Written exercise: Give all the lines below again, exactly, with no pictures.

● ● ● ●

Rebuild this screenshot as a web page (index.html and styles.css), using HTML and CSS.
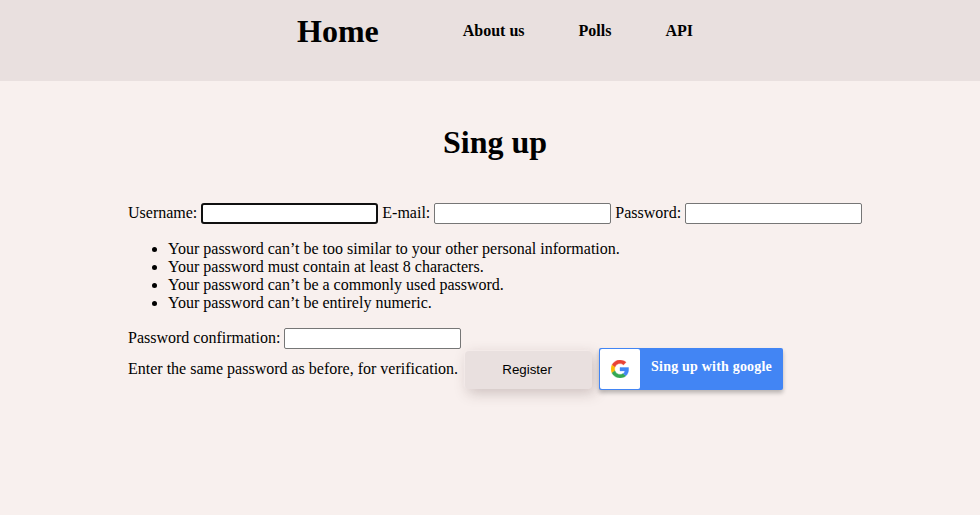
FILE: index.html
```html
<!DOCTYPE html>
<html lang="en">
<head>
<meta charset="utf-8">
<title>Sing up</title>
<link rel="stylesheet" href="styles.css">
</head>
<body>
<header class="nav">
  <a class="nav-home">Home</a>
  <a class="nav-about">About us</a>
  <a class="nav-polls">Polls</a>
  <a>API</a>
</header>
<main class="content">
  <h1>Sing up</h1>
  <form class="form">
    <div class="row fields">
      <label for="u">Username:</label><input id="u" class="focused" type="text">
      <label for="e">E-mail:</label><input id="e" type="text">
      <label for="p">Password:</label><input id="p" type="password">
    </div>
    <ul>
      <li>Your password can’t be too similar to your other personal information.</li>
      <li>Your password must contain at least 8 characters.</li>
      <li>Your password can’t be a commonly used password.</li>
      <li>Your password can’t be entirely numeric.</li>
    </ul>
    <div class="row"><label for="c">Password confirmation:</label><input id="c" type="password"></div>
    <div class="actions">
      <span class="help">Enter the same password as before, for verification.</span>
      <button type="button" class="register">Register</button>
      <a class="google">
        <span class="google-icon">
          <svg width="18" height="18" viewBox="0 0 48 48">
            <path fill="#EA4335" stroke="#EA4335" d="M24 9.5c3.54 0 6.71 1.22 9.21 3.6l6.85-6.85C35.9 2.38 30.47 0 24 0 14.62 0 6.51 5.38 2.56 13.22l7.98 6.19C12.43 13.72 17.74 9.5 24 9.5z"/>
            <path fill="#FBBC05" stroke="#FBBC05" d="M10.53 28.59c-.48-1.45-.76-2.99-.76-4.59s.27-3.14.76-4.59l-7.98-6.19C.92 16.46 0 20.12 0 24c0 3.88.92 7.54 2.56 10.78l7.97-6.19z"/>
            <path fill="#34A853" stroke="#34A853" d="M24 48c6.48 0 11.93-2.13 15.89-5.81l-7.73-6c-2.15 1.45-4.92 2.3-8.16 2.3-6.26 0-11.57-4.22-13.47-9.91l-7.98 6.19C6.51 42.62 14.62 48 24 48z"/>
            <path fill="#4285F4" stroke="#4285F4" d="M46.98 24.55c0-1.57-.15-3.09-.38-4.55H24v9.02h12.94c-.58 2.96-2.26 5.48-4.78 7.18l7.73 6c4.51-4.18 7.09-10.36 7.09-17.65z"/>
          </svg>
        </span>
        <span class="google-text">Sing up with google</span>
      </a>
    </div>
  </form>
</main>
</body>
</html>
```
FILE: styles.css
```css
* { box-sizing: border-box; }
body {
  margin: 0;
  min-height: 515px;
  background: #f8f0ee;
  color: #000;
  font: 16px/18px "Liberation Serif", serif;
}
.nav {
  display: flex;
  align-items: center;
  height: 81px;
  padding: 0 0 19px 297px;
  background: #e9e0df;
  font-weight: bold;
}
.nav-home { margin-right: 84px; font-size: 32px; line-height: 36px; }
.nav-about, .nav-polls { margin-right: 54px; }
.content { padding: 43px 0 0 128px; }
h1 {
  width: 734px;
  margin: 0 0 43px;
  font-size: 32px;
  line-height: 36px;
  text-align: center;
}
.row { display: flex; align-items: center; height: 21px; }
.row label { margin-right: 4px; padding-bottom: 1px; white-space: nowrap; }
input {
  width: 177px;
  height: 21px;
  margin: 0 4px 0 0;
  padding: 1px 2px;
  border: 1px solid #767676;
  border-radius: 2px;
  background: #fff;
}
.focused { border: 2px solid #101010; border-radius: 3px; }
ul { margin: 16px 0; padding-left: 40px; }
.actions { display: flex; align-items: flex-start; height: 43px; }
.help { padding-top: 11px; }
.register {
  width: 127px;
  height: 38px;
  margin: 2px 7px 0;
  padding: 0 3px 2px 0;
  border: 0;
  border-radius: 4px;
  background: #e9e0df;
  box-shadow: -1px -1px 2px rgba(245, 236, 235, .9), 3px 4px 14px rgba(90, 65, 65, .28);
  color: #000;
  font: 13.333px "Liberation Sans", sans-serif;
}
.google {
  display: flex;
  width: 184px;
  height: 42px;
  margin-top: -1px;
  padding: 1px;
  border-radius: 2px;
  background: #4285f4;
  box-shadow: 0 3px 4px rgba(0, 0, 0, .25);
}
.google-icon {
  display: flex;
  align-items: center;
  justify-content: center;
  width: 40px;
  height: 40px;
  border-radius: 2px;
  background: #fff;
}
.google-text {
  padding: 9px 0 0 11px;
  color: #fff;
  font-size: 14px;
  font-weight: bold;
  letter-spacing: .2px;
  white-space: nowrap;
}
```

● ● ● ●

Task solution:
Rebuild this screenshot as a web page (index.html and styles.css), using HTML and CSS.
FILE: index.html
```html
<!DOCTYPE html>
<html lang="en">
<head>
<meta charset="utf-8">
<title>Sing up</title>
<link rel="stylesheet" href="styles.css">
</head>
<body>
<header class="nav">
  <a class="nav-home">Home</a>
  <a class="nav-about">About us</a>
  <a class="nav-polls">Polls</a>
  <a>API</a>
</header>
<main class="content">
  <h1>Sing up</h1>
  <form class="form">
    <div class="row fields">
      <label for="u">Username:</label><input id="u" class="focused" type="text">
      <label for="e">E-mail:</label><input id="e" type="text">
      <label for="p">Password:</label><input id="p" type="password">
    </div>
    <ul>
      <li>Your password can’t be too similar to your other personal information.</li>
      <li>Your password must contain at least 8 characters.</li>
      <li>Your password can’t be a commonly used password.</li>
      <li>Your password can’t be entirely numeric.</li>
    </ul>
    <div class="row"><label for="c">Password confirmation:</label><input id="c" type="password"></div>
    <div class="actions">
      <span class="help">Enter the same password as before, for verification.</span>
      <button type="button" class="register">Register</button>
      <a class="google">
        <span class="google-icon">
          <svg width="18" height="18" viewBox="0 0 48 48">
            <path fill="#EA4335" stroke="#EA4335" d="M24 9.5c3.54 0 6.71 1.22 9.21 3.6l6.85-6.85C35.9 2.38 30.47 0 24 0 14.62 0 6.51 5.38 2.56 13.22l7.98 6.19C12.43 13.72 17.74 9.5 24 9.5z"/>
            <path fill="#FBBC05" stroke="#FBBC05" d="M10.53 28.59c-.48-1.45-.76-2.99-.76-4.59s.27-3.14.76-4.59l-7.98-6.19C.92 16.46 0 20.12 0 24c0 3.88.92 7.54 2.56 10.78l7.97-6.19z"/>
            <path fill="#34A853" stroke="#34A853" d="M24 48c6.48 0 11.93-2.13 15.89-5.81l-7.73-6c-2.15 1.45-4.92 2.3-8.16 2.3-6.26 0-11.57-4.22-13.47-9.91l-7.98 6.19C6.51 42.62 14.62 48 24 48z"/>
            <path fill="#4285F4" stroke="#4285F4" d="M46.98 24.55c0-1.57-.15-3.09-.38-4.55H24v9.02h12.94c-.58 2.96-2.26 5.48-4.78 7.18l7.73 6c4.51-4.18 7.09-10.36 7.09-17.65z"/>
          </svg>
        </span>
        <span class="google-text">Sing up with google</span>
      </a>
    </div>
  </form>
</main>
</body>
</html>
```
FILE: styles.css
```css
* { box-sizing: border-box; }
body {
  margin: 0;
  min-height: 515px;
  background: #f8f0ee;
  color: #000;
  font: 16px/18px "Liberation Serif", serif;
}
.nav {
  display: flex;
  align-items: center;
  height: 81px;
  padding: 0 0 19px 297px;
  background: #e9e0df;
  font-weight: bold;
}
.nav-home { margin-right: 84px; font-size: 32px; line-height: 36px; }
.nav-about, .nav-polls { margin-right: 54px; }
.content { padding: 43px 0 0 128px; }
h1 {
  width: 734px;
  margin: 0 0 43px;
  font-size: 32px;
  line-height: 36px;
  text-align: center;
}
.row { display: flex; align-items: center; height: 21px; }
.row label { margin-right: 4px; padding-bottom: 1px; white-space: nowrap; }
input {
  width: 177px;
  height: 21px;
  margin: 0 4px 0 0;
  padding: 1px 2px;
  border: 1px solid #767676;
  border-radius: 2px;
  background: #fff;
}
.focused { border: 2px solid #101010; border-radius: 3px; }
ul { margin: 16px 0; padding-left: 40px; }
.actions { display: flex; align-items: flex-start; height: 43px; }
.help { padding-top: 11px; }
.register {
  width: 127px;
  height: 38px;
  margin: 2px 7px 0;
  padding: 0 3px 2px 0;
  border: 0;
  border-radius: 4px;
  background: #e9e0df;
  box-shadow: -1px -1px 2px rgba(245, 236, 235, .9), 3px 4px 14px rgba(90, 65, 65, .28);
  color: #000;
  font: 13.333px "Liberation Sans", sans-serif;
}
.google {
  display: flex;
  width: 184px;
  height: 42px;
  margin-top: -1px;
  padding: 1px;
  border-radius: 2px;
  background: #4285f4;
  box-shadow: 0 3px 4px rgba(0, 0, 0, .25);
}
.google-icon {
  display: flex;
  align-items: center;
  justify-content: center;
  width: 40px;
  height: 40px;
  border-radius: 2px;
  background: #fff;
}
.google-text {
  padding: 9px 0 0 11px;
  color: #fff;
  font-size: 14px;
  font-weight: bold;
  letter-spacing: .2px;
  white-space: nowrap;
}
```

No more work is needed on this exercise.